Failure of Chinese Company Does Not Constitute US "Domestic Injury" Even Though Precipitated by Loss of Potential US Customers

Humphrey v. Glaxosmithkline PLC, US Court of Appeals for the Third Circuit, September 26, 2018

The plaintiffs founded an investigations firm that counseled "foreign" firms doing business in China regarding American anti-bribery regulations compliance. They were hired by GSK in connection with a Chinese investigation into allegations of widespread bribery that ultimately resulted in GSK paying a fine of USD492 million. During the course of their work for GSK, the plaintiffs were themselves arrested by Chinese authorities and were expelled from the country, allegedly destroying their business. As relevant here, they sued GSK for RICO violations, claiming they lost their business as a result of various frauds committed against them by GSK.

The Court of Appeals focused on the question whether the plaintiffs had alleged a US "domestic injury" necessary to support a private RICO action, and described the test as asking where the injury was allegedly "suffered." The plaintiffs relied primarily on their allegation that GSK had caused them to lose business in China from US companies. Distinguishing cases that involved injuries to tangible property, the Court of Appeals undertook a fact-intensive analysis taking into account multiple factors, including "where the injury itself arose; the location of the plaintiff's residence or principal place of business; where any alleged services were provided; where the plaintiff received or expected to receive the benefits associated with providing such services; where any relevant business agreements were entered into and the laws binding such agreements; and the location of the activities giving rise to the underlying dispute."

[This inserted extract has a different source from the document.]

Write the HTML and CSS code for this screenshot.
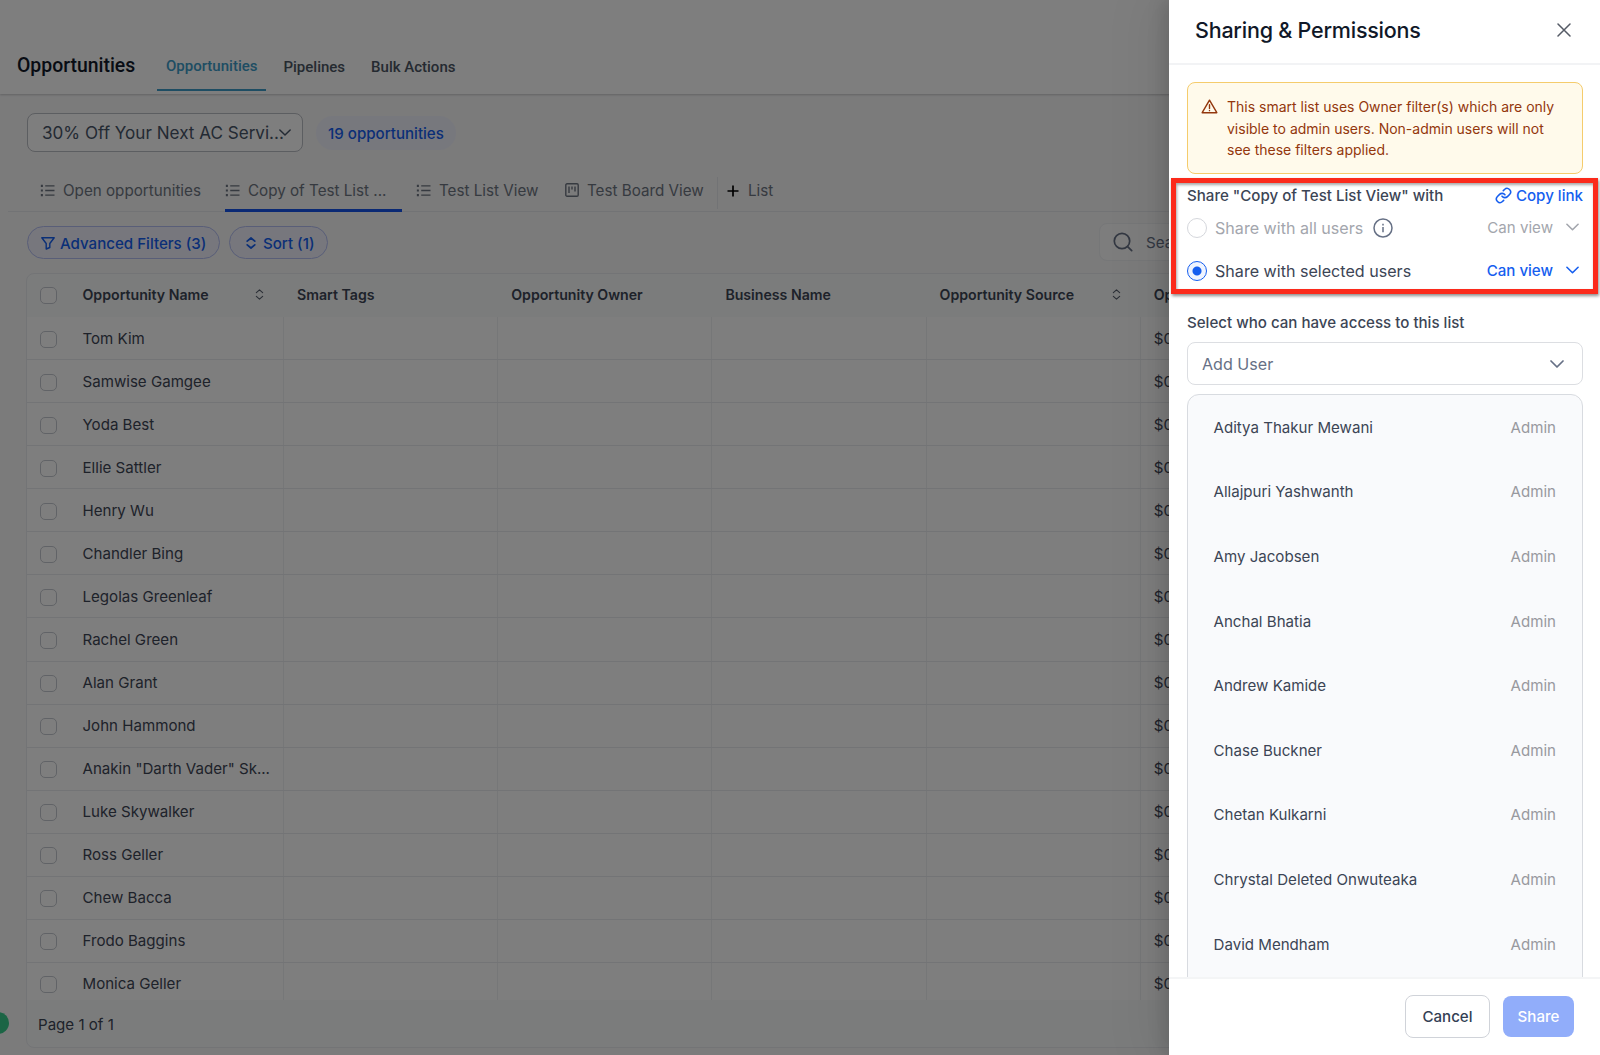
FILE: index.html
```html
<!DOCTYPE html>
<html lang="en">
<head>
    <meta charset="UTF-8">
    <meta name="viewport" content="width=device-width, initial-scale=1.0">
    <title>Opportunities</title>
    <link rel="stylesheet" href="styles.css">
</head>
<body>
    <!-- shared icons -->
    <svg class="sprite">
        <symbol id="icon-list" viewBox="0 0 16 14">
            <path d="M5 2h10M5 7h10M5 12h10" fill="none" stroke="currentColor" stroke-width="1.5"/>
            <path d="M.3.9h2.2v2.2H.3zM.3 5.9h2.2v2.2H.3zM.3 10.9h2.2v2.2H.3z" fill="currentColor"/>
        </symbol>
        <symbol id="icon-down" viewBox="0 0 14 8">
            <path d="M1 1l6 6 6-6" fill="none" stroke="currentColor" stroke-width="1.7" stroke-linecap="round" stroke-linejoin="round"/>
        </symbol>
        <symbol id="icon-sort" viewBox="0 0 10 12">
            <path d="M1.5 4L5 .8 8.5 4M1.5 8L5 11.2 8.5 8" fill="none" stroke="currentColor" stroke-width="1.2" stroke-linecap="round" stroke-linejoin="round"/>
        </symbol>
    </svg>

    <div class="page">
        <header class="topbar">
            <h1>Opportunities</h1>
            <nav class="topnav">
                <a class="active">Opportunities</a>
                <a>Pipelines</a>
                <a>Bulk Actions</a>
            </nav>
        </header>

        <div class="pipeline-row">
            <div class="pipeline-select">
                <span>30% Off Your Next AC Servi...</span>
                <svg class="chevron"><use href="#icon-down"/></svg>
            </div>
            <span class="count">19 opportunities</span>
        </div>

        <div class="views">
            <a class="view view-open"><svg class="list-icon"><use href="#icon-list"/></svg>Open opportunities</a>
            <a class="view view-copy active"><svg class="list-icon"><use href="#icon-list"/></svg>Copy of Test List ...</a>
            <a class="view view-list"><svg class="list-icon"><use href="#icon-list"/></svg>Test List View</a>
            <a class="view view-board">
                <svg class="board-icon" viewBox="0 0 14 14" fill="none" stroke="currentColor" stroke-width="1.4"><rect x=".8" y=".8" width="12.4" height="12.4" rx="1.2"/><path d="M4 3.5v6.500M7 3.5v3M10 3.5v5"/></svg>Test Board View</a>
            <a class="add-view">
                <svg viewBox="0 0 12 12"><path d="M6 .5v11M.5 6h11" stroke="#000" stroke-width="1.7"/></svg>List</a>
        </div>

        <div class="filters">
            <span class="pill pill-filter">
                <svg class="funnel" viewBox="0 0 14 13" fill="none" stroke="currentColor" stroke-width="1.4" stroke-linejoin="round"><path d="M.8.8h12.4L8.8 6.5v4L5.2 12V6.5z"/></svg>Advanced Filters (3)</span>
            <span class="pill pill-sort">
                <svg class="updown" viewBox="0 0 10 12" fill="none" stroke="currentColor" stroke-width="1.7" stroke-linecap="round" stroke-linejoin="round"><path d="M1.2 4.2L5 1l3.8 3.2M1.2 7.8L5 11l3.8-3.2"/></svg>Sort (1)</span>
            <div class="search">
                <svg viewBox="0 0 20 20" fill="none" stroke="#667085" stroke-width="1.7" stroke-linecap="round"><circle cx="9" cy="9" r="7.7"/><path d="M14.6 14.6L18.7 18.7"/></svg>
                Search
            </div>
        </div>

        <div class="table">
            <div class="table-head">
                <div class="cell name"><i class="check"></i>Opportunity Name<svg class="sort"><use href="#icon-sort"/></svg></div>
                <div class="cell">Smart Tags</div>
                <div class="cell">Opportunity Owner</div>
                <div class="cell">Business Name</div>
                <div class="cell">Opportunity Source<svg class="sort"><use href="#icon-sort"/></svg></div>
                <div class="cell">Op</div>
            </div>
            <div class="table-body" id="rows"></div>
            <div class="table-foot">Page 1 of 1</div>
        </div>
        <div class="chat-bubble"></div>
    </div>

    <div class="overlay"></div>

    <aside class="drawer">
        <div class="drawer-head">
            <h2>Sharing &amp; Permissions</h2>
            <svg class="close" viewBox="0 0 14 14"><path d="M1 1l12 12M13 1L1 13" stroke="#555b66" stroke-width="1.5" stroke-linecap="round"/></svg>
        </div>
        <div class="drawer-body">
            <div class="alert">
                <svg viewBox="0 0 18 16" fill="none" stroke="#93370d" stroke-width="1.5" stroke-linejoin="round" stroke-linecap="round"><path d="M9 1.2L16.8 14.6H1.2z"/><path d="M9 6v4M9 12.2v.2"/></svg>
                <p>This smart list uses Owner filter(s) which are only visible to admin users. Non-admin users will not see these filters applied.</p>
            </div>

            <div class="share-title">
                <span>Share "Copy of Test List View" with</span>
                <a class="copy-link">
                    <svg viewBox="0 0 24 24" fill="none" stroke="currentColor" stroke-width="2.2" stroke-linecap="round" stroke-linejoin="round"><path d="M10 13a5 5 0 0 0 7.54.54l3-3a5 5 0 0 0-7.07-7.07l-1.72 1.71"/><path d="M14 11a5 5 0 0 0-7.54-.54l-3 3a5 5 0 0 0 7.07 7.07l1.71-1.71"/></svg>Copy link</a>
            </div>
            <div class="option disabled">
                <i class="radio"></i>
                <span>Share with all users</span>
                <svg class="info" viewBox="0 0 20 20" fill="none" stroke="#667085" stroke-width="1.5"><circle cx="10" cy="10" r="9"/><path d="M10 9v5.2M10 5.8v1.6"/></svg>
                <span class="access">Can view<svg class="chevron"><use href="#icon-down"/></svg></span>
            </div>
            <div class="option selected">
                <i class="radio"></i>
                <span>Share with selected users</span>
                <span class="access">Can view<svg class="chevron"><use href="#icon-down"/></svg></span>
            </div>

            <div class="select-label">Select who can have access to this list</div>
            <div class="add-user">Add User<svg class="chevron"><use href="#icon-down"/></svg></div>

            <div class="users" id="users"></div>
        </div>
        <div class="drawer-foot">
            <button class="btn">Cancel</button>
            <button class="btn primary">Share</button>
        </div>
        <div class="highlight"></div>
    </aside>

    <script src="script.js"></script>
</body>
</html>
```
FILE: styles.css
```css
* {
    box-sizing: border-box;
}

body {
    margin: 0;
    width: 1600px;
    height: 1055px;
    overflow: hidden;
    position: relative;
    font-family: Inter, "Liberation Sans", sans-serif;
    font-size: 15.1px;
    color: #3c4555;
    background-color: #fcfcfc;
}

svg {
    flex: none;
}

.sprite {
    display: none;
}

.page {
    height: 1055px;
    display: flex;
    flex-direction: column;
    background-color: #f6f6f7;
}

/* Top bar */
.topbar {
    height: 94px;
    flex: none;
    display: flex;
    padding: 40px 0 0 17px;
    background-color: #fcfcfc;
    box-shadow: 0 1px 2px rgba(0, 0, 0, 0.2);
    font-family: Roboto, "Liberation Sans", sans-serif;
}

h1 {
    margin: 0;
    width: 140px;
    font-size: 19.4px;
    font-weight: 500;
    line-height: 51px;
    color: #101828;
}

.topnav {
    display: flex;
    height: 51px;
    gap: 8px;
}

.topnav a {
    padding: 3px 9px 0;
    font-size: 15px;
    font-weight: 500;
    line-height: 49px;
    color: #4b5563;
}

.topnav a.active {
    padding-top: 2px;
    color: #3d9bc7;
    border-bottom: 2px solid #3d9bc7;
}

/* Pipeline select */
.pipeline-row {
    height: 77px;
    flex: none;
    display: flex;
    padding: 19px 0 0 27px;
    gap: 13px;
}

.pipeline-select {
    width: 276px;
    height: 39px;
    display: flex;
    align-items: center;
    padding-left: 14px;
    border: 1px solid #b9bcc2;
    border-radius: 8px;
    background-color: #fcfcfc;
    font-size: 17.1px;
    white-space: nowrap;
    color: #475467;
}

.pipeline-select .chevron {
    margin-left: -5px;
    width: 12px;
    height: 7px;
}

.count {
    height: 34px;
    margin-top: 3px;
    padding: 0 12px;
    border-radius: 17px;
    background-color: #eff0fb;
    font-weight: 500;
    line-height: 35px;
    color: #155eef;
}

/* Smart list tabs */
.views {
    height: 41px;
    flex: none;
    margin-left: 8px;
    display: flex;
    border-bottom: 1px solid #e4e6ea;
    font-size: 15.2px;
    color: #6d7480;
}

.view {
    height: 41px;
    display: flex;
    align-items: center;
    border-bottom: 3px solid transparent;
    white-space: nowrap;
}

.view.active {
    border-color: #1552e8;
}

.view-open {
    margin-left: 32px;
    width: 185px;
}

.view-copy {
    width: 177px;
}

.view-list {
    margin-left: 14px;
    width: 149px;
}

.view-board {
    width: 152px;
}

.list-icon {
    width: 16px;
    height: 13px;
    margin-right: 7px;
}

.board-icon {
    width: 14px;
    height: 14px;
    margin-right: 8px;
}

.add-view {
    height: 32px;
    margin-top: 6px;
    padding: 0 0 5px 9px;
    border-left: 1px solid #e4e6ea;
    display: flex;
    align-items: center;
}

.add-view svg {
    width: 12px;
    height: 12px;
    margin-right: 9px;
}

/* Filters */
.filters {
    height: 61px;
    flex: none;
    display: flex;
    gap: 9px;
    padding: 14px 0 0 27px;
}

.pill {
    height: 33px;
    display: flex;
    align-items: center;
    padding-top: 1px;
    border: 1px solid #b2bcf0;
    border-radius: 17px;
    background-color: #eeeffa;
    font-weight: 500;
    white-space: nowrap;
    color: #155eef;
}

.pill-filter {
    width: 193px;
    padding-left: 13px;
}

.pill-sort {
    width: 99px;
    padding-left: 16px;
}

.funnel {
    width: 14px;
    height: 13px;
    margin-right: 5px;
}

.updown {
    width: 10px;
    height: 12px;
    margin-right: 7px;
}

.search {
    width: 460px;
    height: 38px;
    margin: -3px 41px 0 auto;
    display: flex;
    align-items: center;
    padding-left: 13px;
    border: 1px solid #eceef1;
    border-radius: 8px;
    background-color: #fafafa;
    color: #667085;
}

.search svg {
    width: 20px;
    height: 20px;
    margin-right: 13px;
}

/* Table */
.table {
    width: 1560px;
    height: 775px;
    flex: none;
    margin-left: 26px;
    display: flex;
    flex-direction: column;
    border: 1px solid #e7e9ed;
    border-radius: 8px;
    overflow: hidden;
    background-color: #f7f8f8;
}

.table-head,
.row {
    display: grid;
    grid-template-columns: 257px 214.2px 214.2px 214.2px 214.2px 1fr;
}

.table-head {
    height: 43px;
    flex: none;
    padding-bottom: 3px;
    font-size: 14.15px;
    font-weight: 600;
}

.cell {
    display: flex;
    align-items: center;
    padding-left: 13px;
    white-space: nowrap;
}

.check {
    width: 17px;
    height: 17px;
    margin: 2px 25.5px 0 0;
    border: 1px solid #c3c7ce;
    border-radius: 5px;
    background-color: #fcfcfc;
    flex: none;
}

.sort {
    width: 9px;
    height: 11px;
    margin: 0 20px 0 auto;
    color: #555d6b;
}

.table-body {
    height: 683px;
    flex: none;
    overflow: hidden;
    background-color: #fcfcfc;
}

.row {
    height: 43.07px;
    border-bottom: 1px solid #e6e8ec;
}

.row .cell {
    border-right: 1px solid #eceef1;
}

.table-foot {
    padding-left: 11px;
    line-height: 49px;
}

.chat-bubble {
    position: absolute;
    left: -13px;
    top: 1012px;
    width: 22px;
    height: 22px;
    border-radius: 50%;
    background-color: #37ca8a;
}

.overlay {
    position: absolute;
    inset: 0;
    background-color: rgba(0, 0, 0, 0.5);
}

/* Drawer */
.drawer {
    position: absolute;
    top: 0;
    right: 0;
    width: 431px;
    height: 1055px;
    display: flex;
    flex-direction: column;
    background-color: #fff;
    box-shadow: -6px 0 16px rgba(0, 0, 0, 0.12), -12px 0 48px 8px rgba(0, 0, 0, 0.06);
}

.drawer-head {
    height: 65px;
    flex: none;
    display: flex;
    justify-content: space-between;
    align-items: center;
    padding: 0 29px 4px 26px;
    border-bottom: 2px solid #f2f3f5;
}

h2 {
    margin: 0;
    font-size: 21.5px;
    letter-spacing: -0.22px;
    font-weight: 500;
    color: #101828;
}

.close {
    width: 14px;
    height: 14px;
}

.drawer-body {
    height: 912px;
    flex: none;
    overflow: hidden;
    padding: 17px 17px 0 18px;
}

.alert {
    height: 92px;
    display: flex;
    padding: 13px 14px 0 13px;
    border: 1px solid #f5cc6c;
    border-radius: 8px;
    background-color: #fffaeb;
    color: #93370d;
}

.alert svg {
    width: 17px;
    height: 15px;
    margin: 3px 9px 0 0;
}

.alert p {
    margin: 0;
    font-size: 14px;
    line-height: 21.5px;
    width: 345px;
}

.share-title {
    height: 36px;
    padding-top: 6px;
    display: flex;
    justify-content: space-between;
    align-items: center;
    font-weight: 500;
}

.copy-link {
    display: flex;
    align-items: center;
    color: #155eef;
}

.copy-link svg {
    width: 17px;
    height: 17px;
    margin-right: 4px;
}

.option {
    height: 43px;
    display: flex;
    align-items: center;
    padding-bottom: 7px;
    font-size: 16.1px;
}

.radio {
    width: 20px;
    height: 20px;
    margin-right: 8px;
    border: 1px solid #d5d7dc;
    border-radius: 50%;
}

.selected .radio {
    border-color: #155eef;
    background: radial-gradient(circle, #155eef 4px, #eff4ff 5px);
}

.disabled {
    color: #a3a6ad;
}

.info {
    width: 20px;
    height: 20px;
    margin-left: 10px;
}

.access {
    margin: -2px 4px 0 auto;
    display: flex;
    align-items: center;
    font-size: 15.1px;
}

.selected .access {
    font-weight: 500;
    color: #155eef;
}

.access .chevron {
    width: 13px;
    height: 8px;
    margin-left: 13px;
}

.select-label {
    height: 46px;
    padding-top: 15px;
    font-weight: 500;
    line-height: 23px;
}

.add-user {
    height: 43px;
    display: flex;
    justify-content: space-between;
    align-items: center;
    padding: 0 18px 0 14px;
    border: 1px solid #dcdee2;
    border-radius: 8px;
    font-size: 16.1px;
    color: #667085;
}

.add-user .chevron {
    width: 14px;
    height: 8px;
}

.users {
    height: 700px;
    margin-top: 9px;
    border: 1px solid #d8dbe0;
    border-radius: 12px;
    background-color: #f9fafc;
}

.user {
    height: 64.6px;
    display: flex;
    justify-content: space-between;
    align-items: center;
    padding: 0 26px 0 25.5px;
}

.user .role {
    color: #98999f;
}

.drawer-foot {
    flex: 1;
    display: flex;
    justify-content: flex-end;
    gap: 13px;
    padding: 16px 26px 0 0;
    border-top: 2px solid #f4f5f6;
}

.btn {
    width: 85px;
    height: 43px;
    padding: 0;
    border: 1px solid #d0d3d9;
    border-radius: 8px;
    background-color: #fff;
    font-family: inherit;
    font-size: 15.1px;
    font-weight: 500;
    color: #344054;
}

.btn.primary {
    width: 71px;
    height: 41px;
    margin-top: 1px;
    border: 0;
    background-color: #91adfa;
    color: #fff;
}

/* Red frame around the sharing options */
.highlight {
    position: absolute;
    left: 2px;
    top: 178px;
    width: 427px;
    height: 116px;
    border: 5px solid #fb2a1b;
    box-shadow: 1px 2px 3px rgba(0, 0, 0, 0.45), inset 1px 2px 3px rgba(0, 0, 0, 0.35);
}
```
FILE: script.js
```js
const opportunities = [
    'Tom Kim', 'Samwise Gamgee', 'Yoda Best', 'Ellie Sattler', 'Henry Wu', 'Chandler Bing',
    'Legolas Greenleaf', 'Rachel Green', 'Alan Grant', 'John Hammond', 'Anakin "Darth Vader" Sk...',
    'Luke Skywalker', 'Ross Geller', 'Chew Bacca', 'Frodo Baggins', 'Monica Geller'
];
const users = [
    'Aditya Thakur Mewani', 'Allajpuri Yashwanth', 'Amy Jacobsen', 'Anchal Bhatia', 'Andrew Kamide',
    'Chase Buckner', 'Chetan Kulkarni', 'Chrystal Deleted Onwuteaka', 'David Mendham'
];

const emptyCells = '<div class="cell"></div>'.repeat(4);

document.getElementById('rows').innerHTML = opportunities.map(name =>
    `<div class="row"><div class="cell name"><i class="check"></i>${name}</div>${emptyCells}<div class="cell">$0</div></div>`
).join('');

document.getElementById('users').innerHTML = users.map(name =>
    `<div class="user"><span>${name}</span><span class="role">Admin</span></div>`
).join('');
```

The Court found the injury was suffered in China: "[A]t all relevant times, Plaintiffs lived in China; had their principal place of business in China; provided services in China (albeit to some American companies – but even they were operating in China); entered the Consultancy Agreement with GSK in China and agreed to have Chinese law govern it; met with Defendants' representatives only in China; and themselves indicated on the civil cover sheet that the underlying incident arose in China. . . . Plaintiffs have not alleged that they possess offices, assets, or any other property in the US." The Court also cited policy considerations counseling caution in extending a RICO private right of action to non-US conduct that, as here, was intertwined with actions taken by other governments. Notably, the Court of Appeals appeared to suggest that the loss of goodwill associated with the loss of US customers might be a US injury, but dismissed it as inadequate to outweigh the considerations pointing to an injury in China.

[Editor's note: The Court of Appeals acknowledged that its analysis differed from that adopted by another court of appeals, making more likely that the US Supreme Court would ultimately resolve the issue.]